Pattern vs. Noise Learning: Overfitted models fail to distinguish between signal (true underlying patterns) and noise (random variations), treating both as equally important for prediction.

Data Dependency: The severity of overfitting depends on the relationship between model complexity, training set size, and the true complexity of the underlying function being learned.

Memorization vs. Learning: Overfitting represents memorization of training examples rather than true learning of underlying principles that govern the data generation process.

Signs and Detection

Identifying overfitting requires careful monitoring of model behavior across different data splits and understanding the characteristic patterns that indicate poor generalization.

Performance Gap Analysis: Large discrepancies between training accuracy and validation accuracy serve as the primary indicator of overfitting, with training performance significantly exceeding validation performance.

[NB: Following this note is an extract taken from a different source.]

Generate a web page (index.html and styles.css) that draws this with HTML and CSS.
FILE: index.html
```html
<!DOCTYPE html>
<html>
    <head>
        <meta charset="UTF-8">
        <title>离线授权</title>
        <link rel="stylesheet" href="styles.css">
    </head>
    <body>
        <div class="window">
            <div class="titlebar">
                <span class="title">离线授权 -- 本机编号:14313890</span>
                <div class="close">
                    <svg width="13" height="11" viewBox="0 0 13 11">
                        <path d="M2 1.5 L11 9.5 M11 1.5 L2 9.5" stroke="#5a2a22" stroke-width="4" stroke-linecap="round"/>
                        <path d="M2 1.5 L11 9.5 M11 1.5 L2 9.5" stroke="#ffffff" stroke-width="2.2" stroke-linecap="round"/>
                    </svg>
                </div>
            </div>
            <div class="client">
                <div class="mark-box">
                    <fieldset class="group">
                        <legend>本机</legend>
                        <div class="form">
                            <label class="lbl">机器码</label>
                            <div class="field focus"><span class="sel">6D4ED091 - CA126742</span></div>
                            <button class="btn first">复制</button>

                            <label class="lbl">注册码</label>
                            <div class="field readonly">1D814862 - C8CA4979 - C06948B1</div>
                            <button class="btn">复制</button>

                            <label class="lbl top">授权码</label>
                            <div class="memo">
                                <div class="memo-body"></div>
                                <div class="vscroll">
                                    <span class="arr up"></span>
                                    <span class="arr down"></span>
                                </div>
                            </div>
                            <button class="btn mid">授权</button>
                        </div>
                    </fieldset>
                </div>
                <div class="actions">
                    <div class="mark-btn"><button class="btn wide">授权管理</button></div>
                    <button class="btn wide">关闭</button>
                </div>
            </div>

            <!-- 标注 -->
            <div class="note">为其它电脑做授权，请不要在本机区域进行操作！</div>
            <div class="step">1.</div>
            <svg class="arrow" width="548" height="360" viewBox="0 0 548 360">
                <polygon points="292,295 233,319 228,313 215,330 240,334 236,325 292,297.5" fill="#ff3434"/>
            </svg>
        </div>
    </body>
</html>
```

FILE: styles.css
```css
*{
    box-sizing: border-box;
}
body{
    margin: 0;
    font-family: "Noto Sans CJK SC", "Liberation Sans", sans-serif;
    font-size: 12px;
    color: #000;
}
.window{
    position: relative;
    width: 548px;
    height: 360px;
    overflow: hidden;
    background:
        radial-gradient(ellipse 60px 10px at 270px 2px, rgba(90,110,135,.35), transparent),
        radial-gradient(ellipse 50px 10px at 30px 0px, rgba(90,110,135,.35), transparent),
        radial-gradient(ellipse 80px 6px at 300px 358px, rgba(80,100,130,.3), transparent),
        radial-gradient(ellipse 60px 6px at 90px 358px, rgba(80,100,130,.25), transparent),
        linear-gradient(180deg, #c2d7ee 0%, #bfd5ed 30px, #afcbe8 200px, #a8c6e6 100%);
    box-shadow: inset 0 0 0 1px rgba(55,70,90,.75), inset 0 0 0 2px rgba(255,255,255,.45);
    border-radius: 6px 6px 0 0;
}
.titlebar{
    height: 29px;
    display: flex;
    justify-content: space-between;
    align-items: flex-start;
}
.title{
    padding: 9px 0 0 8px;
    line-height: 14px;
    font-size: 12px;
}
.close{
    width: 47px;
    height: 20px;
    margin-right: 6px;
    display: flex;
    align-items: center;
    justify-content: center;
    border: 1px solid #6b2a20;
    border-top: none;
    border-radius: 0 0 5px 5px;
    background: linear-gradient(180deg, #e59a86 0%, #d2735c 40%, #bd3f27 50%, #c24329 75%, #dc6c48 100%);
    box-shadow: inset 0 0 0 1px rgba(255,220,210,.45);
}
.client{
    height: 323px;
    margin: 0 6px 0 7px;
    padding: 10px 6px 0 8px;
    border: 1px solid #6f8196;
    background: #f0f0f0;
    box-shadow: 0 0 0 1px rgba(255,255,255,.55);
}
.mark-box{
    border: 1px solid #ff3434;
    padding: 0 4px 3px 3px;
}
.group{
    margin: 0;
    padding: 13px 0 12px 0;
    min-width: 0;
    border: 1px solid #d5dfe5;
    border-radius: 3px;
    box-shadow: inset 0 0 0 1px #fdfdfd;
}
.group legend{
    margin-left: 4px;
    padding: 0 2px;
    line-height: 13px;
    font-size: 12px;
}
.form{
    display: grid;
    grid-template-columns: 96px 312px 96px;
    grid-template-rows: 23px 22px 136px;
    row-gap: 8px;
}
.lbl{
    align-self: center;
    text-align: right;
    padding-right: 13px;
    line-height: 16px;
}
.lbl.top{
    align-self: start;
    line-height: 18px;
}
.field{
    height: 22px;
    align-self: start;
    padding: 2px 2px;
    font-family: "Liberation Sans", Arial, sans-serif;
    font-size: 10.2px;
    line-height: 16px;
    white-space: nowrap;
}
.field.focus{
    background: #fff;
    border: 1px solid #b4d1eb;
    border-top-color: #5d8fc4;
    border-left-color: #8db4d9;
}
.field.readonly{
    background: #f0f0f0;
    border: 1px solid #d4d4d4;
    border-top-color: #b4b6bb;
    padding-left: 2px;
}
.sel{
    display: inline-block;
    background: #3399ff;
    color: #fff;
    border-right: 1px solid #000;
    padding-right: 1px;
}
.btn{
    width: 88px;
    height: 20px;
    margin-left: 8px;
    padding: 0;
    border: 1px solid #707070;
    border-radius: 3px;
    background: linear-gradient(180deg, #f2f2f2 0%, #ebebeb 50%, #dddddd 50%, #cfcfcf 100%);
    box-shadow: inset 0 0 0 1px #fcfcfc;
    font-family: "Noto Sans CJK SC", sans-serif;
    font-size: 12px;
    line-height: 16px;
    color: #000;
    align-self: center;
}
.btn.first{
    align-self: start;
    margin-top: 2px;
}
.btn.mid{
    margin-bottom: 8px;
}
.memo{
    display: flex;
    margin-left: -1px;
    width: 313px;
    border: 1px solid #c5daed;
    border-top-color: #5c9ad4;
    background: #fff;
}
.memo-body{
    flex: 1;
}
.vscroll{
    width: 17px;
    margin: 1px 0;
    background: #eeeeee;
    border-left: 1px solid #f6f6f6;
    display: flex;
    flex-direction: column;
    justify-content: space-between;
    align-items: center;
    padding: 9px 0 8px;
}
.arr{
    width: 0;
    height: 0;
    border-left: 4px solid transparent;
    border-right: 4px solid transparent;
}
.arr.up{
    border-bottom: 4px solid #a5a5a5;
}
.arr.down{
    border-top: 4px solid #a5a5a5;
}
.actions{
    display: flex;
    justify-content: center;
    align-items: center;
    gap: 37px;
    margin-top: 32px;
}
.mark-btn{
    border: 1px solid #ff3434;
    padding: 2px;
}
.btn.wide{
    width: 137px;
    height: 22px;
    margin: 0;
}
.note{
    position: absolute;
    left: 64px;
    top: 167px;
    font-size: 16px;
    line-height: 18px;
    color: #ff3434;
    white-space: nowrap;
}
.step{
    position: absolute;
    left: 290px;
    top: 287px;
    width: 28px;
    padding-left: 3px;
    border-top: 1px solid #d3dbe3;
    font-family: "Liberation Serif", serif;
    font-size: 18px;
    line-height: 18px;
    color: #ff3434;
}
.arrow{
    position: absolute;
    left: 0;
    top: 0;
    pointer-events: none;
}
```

Learning Curve Behavior: Training curves that show decreasing training error alongside increasing validation error indicate overfitting, particularly when this divergence grows over time.

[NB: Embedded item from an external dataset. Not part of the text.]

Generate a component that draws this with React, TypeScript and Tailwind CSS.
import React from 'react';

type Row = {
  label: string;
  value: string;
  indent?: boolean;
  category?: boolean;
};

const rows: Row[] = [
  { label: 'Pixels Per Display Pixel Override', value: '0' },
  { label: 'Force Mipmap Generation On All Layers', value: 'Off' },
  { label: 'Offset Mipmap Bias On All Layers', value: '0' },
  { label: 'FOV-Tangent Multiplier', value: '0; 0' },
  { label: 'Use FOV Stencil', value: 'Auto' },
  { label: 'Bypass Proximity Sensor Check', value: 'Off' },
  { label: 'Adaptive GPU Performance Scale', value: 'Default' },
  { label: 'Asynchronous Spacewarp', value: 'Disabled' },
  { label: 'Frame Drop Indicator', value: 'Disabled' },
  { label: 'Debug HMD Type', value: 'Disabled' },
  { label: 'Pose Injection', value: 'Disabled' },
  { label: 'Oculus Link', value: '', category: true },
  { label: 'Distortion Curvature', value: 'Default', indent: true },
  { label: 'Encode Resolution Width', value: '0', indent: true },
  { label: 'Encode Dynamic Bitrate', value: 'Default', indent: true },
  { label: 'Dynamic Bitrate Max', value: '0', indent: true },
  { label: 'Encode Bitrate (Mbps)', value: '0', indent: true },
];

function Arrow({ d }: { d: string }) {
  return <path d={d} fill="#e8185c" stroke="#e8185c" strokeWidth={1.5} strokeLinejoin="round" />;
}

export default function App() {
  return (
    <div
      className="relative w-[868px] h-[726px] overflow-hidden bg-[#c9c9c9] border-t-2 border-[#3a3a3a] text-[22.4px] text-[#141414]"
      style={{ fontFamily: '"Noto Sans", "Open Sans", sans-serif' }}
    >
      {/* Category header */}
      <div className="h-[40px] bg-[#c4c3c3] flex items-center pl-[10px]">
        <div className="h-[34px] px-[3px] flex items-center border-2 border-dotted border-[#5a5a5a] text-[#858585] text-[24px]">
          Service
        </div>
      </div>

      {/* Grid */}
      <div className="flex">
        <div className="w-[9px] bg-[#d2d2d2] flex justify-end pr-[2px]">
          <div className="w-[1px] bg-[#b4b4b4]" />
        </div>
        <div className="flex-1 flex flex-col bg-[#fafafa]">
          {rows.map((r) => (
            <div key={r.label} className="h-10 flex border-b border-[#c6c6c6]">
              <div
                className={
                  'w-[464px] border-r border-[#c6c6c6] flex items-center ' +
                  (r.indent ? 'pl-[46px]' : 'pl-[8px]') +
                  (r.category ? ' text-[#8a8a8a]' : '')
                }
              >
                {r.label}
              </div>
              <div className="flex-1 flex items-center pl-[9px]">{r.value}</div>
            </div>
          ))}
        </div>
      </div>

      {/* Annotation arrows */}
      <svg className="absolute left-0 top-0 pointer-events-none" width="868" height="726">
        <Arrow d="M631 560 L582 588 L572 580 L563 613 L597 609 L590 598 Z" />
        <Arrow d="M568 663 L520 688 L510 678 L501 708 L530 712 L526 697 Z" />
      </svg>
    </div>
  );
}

Validation Performance Plateau: Validation performance that stops improving or begins degrading while training performance continues to improve suggests the model is starting to overfit.

High Variance in Predictions: Overfitted models often exhibit high sensitivity to small changes in input data, producing dramatically different predictions for similar examples.

Complex Decision Boundaries: In classification problems, overfitted models may create overly complex decision boundaries that closely follow training data points rather than capturing smooth, generalizable patterns.

Underlying Causes

Understanding the root causes of overfitting enables the development of effective prevention strategies and helps practitioners recognize situations where overfitting is likely to occur.

Insufficient Training Data: Small training sets relative to model complexity make it difficult for algorithms to distinguish between generalizable patterns and random noise, leading to memorization of individual examples.

Model Complexity Excess: Models with too many parameters relative to the amount of training data have the capacity to memorize training examples without learning underlying patterns.

Training Duration: Excessive training can lead to overfitting as models continue to reduce training error by fitting to noise after capturing the true underlying patterns.

Inappropriate Feature Engineering: Features that are too specific to the training set or that inadvertently encode information about individual training examples can promote overfitting.

Lack of Regularization: Without proper regularization techniques, models may pursue perfect training accuracy without regard for generalization capability.

Model Complexity Relationship

The relationship between model complexity and overfitting follows predictable patterns that help guide model selection and regularization strategies.

Bias-Variance Trade-off: Overfitting is closely related to the bias-variance trade-off, where overfitted models exhibit low bias but high variance, performing well on training data but poorly on new examples.

Capacity vs. Data Size: The propensity for overfitting increases as model capacity grows relative to training set size, with the optimal complexity depending on the amount and quality of available data.

Parameter Count Impact: Models with more parameters have greater capacity for memorization, though the relationship between parameter count and overfitting is not always straightforward.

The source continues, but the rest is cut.